DETAILED DESCRIPTION

(12) The EMFV of the present disclosure of FIG. 4 consists of a permanent magnet encircled by a low reluctance ferromagnetic shunt core 14 (FIG. 1) composed of segments 41, 42, 46 and 47 that control the flux produced by the magnet 43. Two of the shunt core segments, 46 and 47, are configured to control a flux produced by the magnet 43. When the flux control segments 41, 42, 46, and 47 are electrically energized, their reluctance increases and the permanent magnet flux shifts from the shunt core to the external magnetic circuit core 44. The output coil 45 in the external magnetic circuit 44 is used to quantify the amount of flux that the EMFV is able to control.

(13) The present notional example shown in FIG. 1 employs an embedded coil 16 to form the two flux control segments in the shunt core 14. The coil 16, when energized, produces a localized magnetic field around each void 12 and 15 in the shunt core 14. The magnetic field causes the reluctance in the flux control segments 46 and 47 (FIG. 4) to increase toward saturation.

(14) The present notional example FIG. 1 has the voids in the control segments 12 and 15 placed off center with respect to the shunt core 14 to allow the outer flux path 17 to saturate before the inner flux path 18 thus providing linear control of the permanent magnet 13 flux through the shunt 14.

(15) In one embodiment, M19 electrical steel laminations may be used for the shunt 14. Note that FIG. 2 shows the Stoletov curve 21 for the M19, which indicates that even when saturated the material is still quite permeable. Note that other types of material may be used in other embodiments.

(16) In such an embodiment, the shunt core 14 may be fabricated with Carp 49 Permalloy. In FIG. 3 the Stoletov curve 31 for the Carp 49 Permalloy 31 shows a reduction in coercion force that achieves saturation and also demonstrates the drop in permeability above saturation.

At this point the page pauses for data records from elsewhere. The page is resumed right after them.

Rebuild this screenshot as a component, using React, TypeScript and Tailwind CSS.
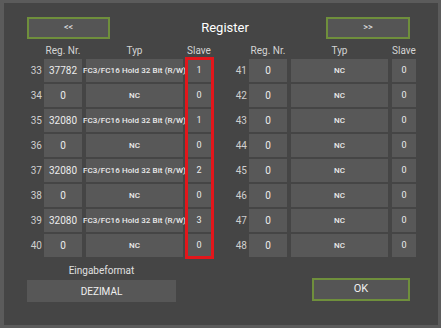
import React from 'react';

type Row = { nr: number; reg: string; typ: string; slave: string };

const left: Row[] = [
  { nr: 33, reg: '37782', typ: 'FC3/FC16 Hold 32 Bit (R/W)', slave: '1' },
  { nr: 34, reg: '0', typ: 'NC', slave: '0' },
  { nr: 35, reg: '32080', typ: 'FC3/FC16 Hold 32 Bit (R/W)', slave: '1' },
  { nr: 36, reg: '0', typ: 'NC', slave: '0' },
  { nr: 37, reg: '32080', typ: 'FC3/FC16 Hold 32 Bit (R/W)', slave: '2' },
  { nr: 38, reg: '0', typ: 'NC', slave: '0' },
  { nr: 39, reg: '32080', typ: 'FC3/FC16 Hold 32 Bit (R/W)', slave: '3' },
  { nr: 40, reg: '0', typ: 'NC', slave: '0' },
];

const right: Row[] = [41, 42, 43, 44, 45, 46, 47, 48].map(nr => ({ nr, reg: '0', typ: 'NC', slave: '0' }));

function Table({ rows, highlight }: { rows: Row[]; highlight?: boolean }) {
  return (
    <div className="relative grid grid-cols-[17px_38px_97px_24px] gap-x-[4px] gap-y-[2px] w-[188px]">
      <div />
      <div className="h-[13px] flex items-center justify-center text-[10px] leading-none text-[#d4d4d4]">Reg. Nr.</div>
      <div className="h-[13px] flex items-center justify-center text-[10px] leading-none text-[#d4d4d4]">Typ</div>
      <div className="h-[13px] flex items-center justify-center text-[10px] leading-none text-[#d4d4d4]">Slave</div>
      {rows.map(r => (
        <React.Fragment key={r.nr}>
          <div className="h-[23px] flex items-center justify-end -mr-[3px] pr-[1px] text-[10px] text-[#cfcfcf]">{r.nr}</div>
          <div className="h-[23px] flex items-center justify-center bg-[#585858] text-[10px] text-[#ececec]">{r.reg}</div>
          <div className="h-[23px] flex items-center justify-center bg-[#585858] text-[8px] font-medium tracking-[0.1px] text-[#ececec] whitespace-nowrap">{r.typ}</div>
          <div className="h-[23px] flex items-center justify-center bg-[#585858] text-[9px] text-[#ececec]">{r.slave}</div>
        </React.Fragment>
      ))}
      {highlight && (
        <div className="absolute left-[162px] top-[13px] w-[29px] h-[202px] border-[3px] border-[#e3161b]" />
      )}
    </div>
  );
}

export default function App() {
  return (
    <div className="w-[441px] h-[328px] bg-[#5b5b5b] pl-[4px] pt-[3px] pr-[3px] pb-[3px]" style={{ fontFamily: 'Roboto, "Liberation Sans", sans-serif' }}>
      <div className="h-full bg-[#454545] flex flex-col">
        <div className="flex items-center justify-between pl-[23px] pr-[28px] pt-[14px]">
          <button className="w-[83px] h-[22px] border-2 border-[#6f8f3c] bg-[#555555] text-[#e8e8e8] text-[9px]">&lt;&lt;</button>
          <div className="text-white text-[13px] ml-[14px]">Register</div>
          <button className="w-[84px] h-[22px] border-2 border-[#6f8f3c] bg-[#555555] text-[#e8e8e8] text-[9px]">&gt;&gt;</button>
        </div>
        <div className="flex gap-[17px] pl-[19px] mt-[5px]">
          <Table rows={left} highlight />
          <Table rows={right} />
        </div>
        <div className="flex items-end justify-between pl-[23px] pr-[28px] mt-[7px]">
          <div className="flex flex-col items-center w-[149px]">
            <div className="text-[10px] text-[#e0e0e0] leading-[14px]">Eingabeformat</div>
            <div className="mt-[2px] w-full h-[22px] bg-[#575757] flex items-center justify-center text-[10px] text-[#f0f0f0]">DEZIMAL</div>
          </div>
          <button className="w-[98px] h-[23px] mb-[1px] border-2 border-[#6f8f3c] bg-[#555555] text-[#f0f0f0] text-[11px]">OK</button>
        </div>
      </div>
    </div>
  );
}
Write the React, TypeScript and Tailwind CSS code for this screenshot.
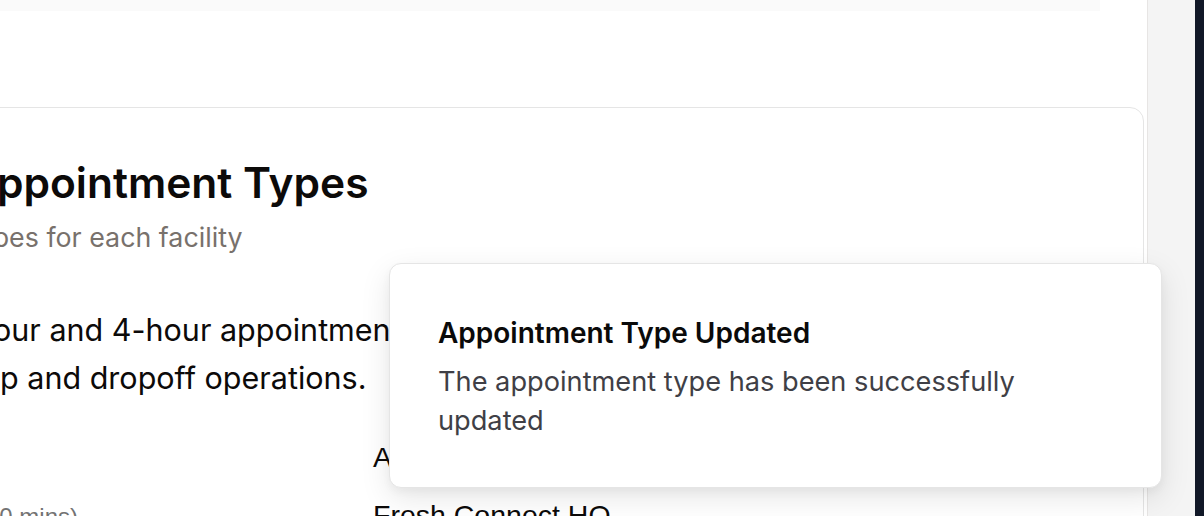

(17) The magnetic flux control afforded by the present notional example FIG. 1 can be quantified when placed in an external magnetic circuit FIG. 4 and turned on and off. When the EMFV is deenergized the permanent magnet flux is constrained by the shunt core 14 as in FIG. 5. When the EMFV is energized the permanent magnet flux is free to energize the external magnetic circuit path as in FIG. 6.

(18) In one embodiment, the amount of flux that the EMFV can control may be determined by the cross section of the permanent magnet and the width of the ferromagnetic shunt core shown in FIG. 7. In this embodiment, the magnet 73 and the shunt core 74 are made wider and then placed in the external magnetic circuit orthogonally as depicted in FIG. 8 where the flux density in the external circuit would increase.

(19) The present notional example FIG. 1 is shown driven with a flux control coil 16. The flux control coil 16 and the ferromagnetic shunt core 14 together form an electromagnet which when energized acts to reinforce a flux field produced by the permanent magnet 13. When the flux control coil 16 is overdriven, beyond what is required to simply shift the permanent magnet flux into the external magnetic circuit as shown in FIG. 8, the extra flux produced by the electromagnet is passed into the external circuit to be added to the flux density quantified by the output coil 82.

(20) The EMFV is electrically driven to shift the permanent magnet flux out of the shunt core. The reactive power to overcome the inductance of the drive circuit is normally lost but in this case it may be recovered by the drive circuit to promote performance efficiency.

(21) The conventional boost converter circuit takes power from the source and boosts the voltage to be delivered to the load. The Isolated boost converter in this notional example is different in that the power taken from the input source battery is able to be largely recovered and returned to the same source battery to be reused. This is accomplished, as seen in FIG. 9, by modifying the input of the conventional circuit design with the addition of an isolation power switch Q1 and an integral bootstrap capacitor C1 to establish the boost voltage threshold to force the recovered charge back into the source battery in support of the Recovery Cycle as shown in FIG. 10.

(22) In FIG. 9 the Drive Cycle is initiated by switches Q1 and Q2 turning on simultaneously and supplying drive current from the DC Link capacitor C2 and the battery through D3 to the EMFV which begins to shift the permanent magnet flux out of the shunt core. The boost capacitor C1 is charged to the battery B1 potential passively through R1 in preparation for the Recovery Cycle. As the current flows through the EMFV the local flux builds until the control segments saturate at which point switches Q1 and Q2 open up and the magnetic flux which has built up collapses.

(23) In FIG. 10 the Recovery Cycle commences as the permanent magnet flux rushes back into the shunt core and induces a reverse polarity voltage into the EMFV control winding. The EMFV control winding voltage boosts the charge in the bootstrap capacitor C1 and conducts through D2 to charge the DC Link capacitor C2 which in turn transfers charge back to the battery through the saturable reactor L1. When the Recovery Cycle concludes the Drive Cycle begins again.

(24) The foregoing discussion discloses and describes exemplary methods and embodiments of the present disclosed disclosure. The disclosure is intended to be illustrative, but not limiting, of the scope of the apparatuses and methods, which are set forth in the following claims.